【視点】住民投票の可否、司法で決着へ

 第1回口頭弁論で意見陳述した金城代表は「今回の請求が市の判断で消滅させられると、行政の意見にそぐわない意見は排除できる社会を許すことになる」と訴えた。金城代表らが勝訴すれば、市に住民投票実施の義務が生じる。
 市側は欠席したが、答弁書では「市長自らが規則を制定して住民投票を実施すべきであるとの原告らの主張は、自治基本条例の解釈や、議会と行政との棲み分けを図った地方自治法の趣旨をも逸脱するもの」と反論した。
 市が陸自配備を認め、防衛省が取得した民有地で用地造成工事が進む中、配備反対派は最後の抵抗の手段として住民投票の実施を求めている。原告が勝訴し、住民投票で配備反対が多数を占めた場合、配備を認めた中山義隆市長は政治的責任を問われることになり、苦しい市政運営に追い込まれる可能性が高い。その意味では一定の政治的影響力を持つ裁判である。
 原告が訴える通り、有権者の4分の1以上の署名があれば、市や議会が反対しても住民投票が実施可能と解釈すると、一つ懸念が生じる。

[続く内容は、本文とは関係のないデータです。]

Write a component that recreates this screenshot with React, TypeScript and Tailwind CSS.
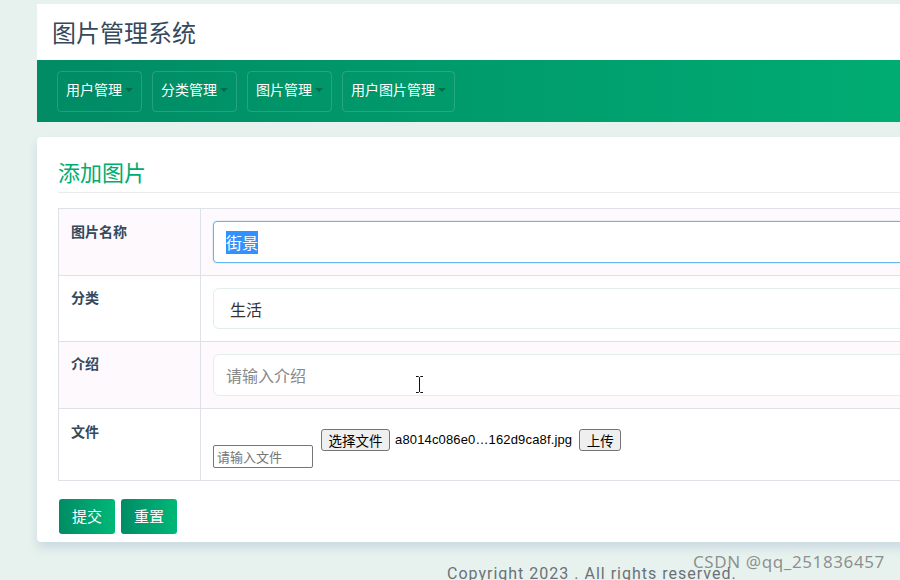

住民投票実施の可否に関しては、有権者の4分の1の意思が、民意で選ばれた市や議会の判断を超越することになる。
 住民投票の実施に議会の判断を介在させないことは、慎重な論議を不可能にし、市政が安易なポピュリズム(大衆迎合主義)に堕する危険を招くのではないか。
 住民投票を求める運動の余波で、議会では根拠条例である自治基本条例そのものを検証しようとする動きが始まっている。民間が主催し、同条例を批判する講演会も開催された。議会の論議の行方も注視したい。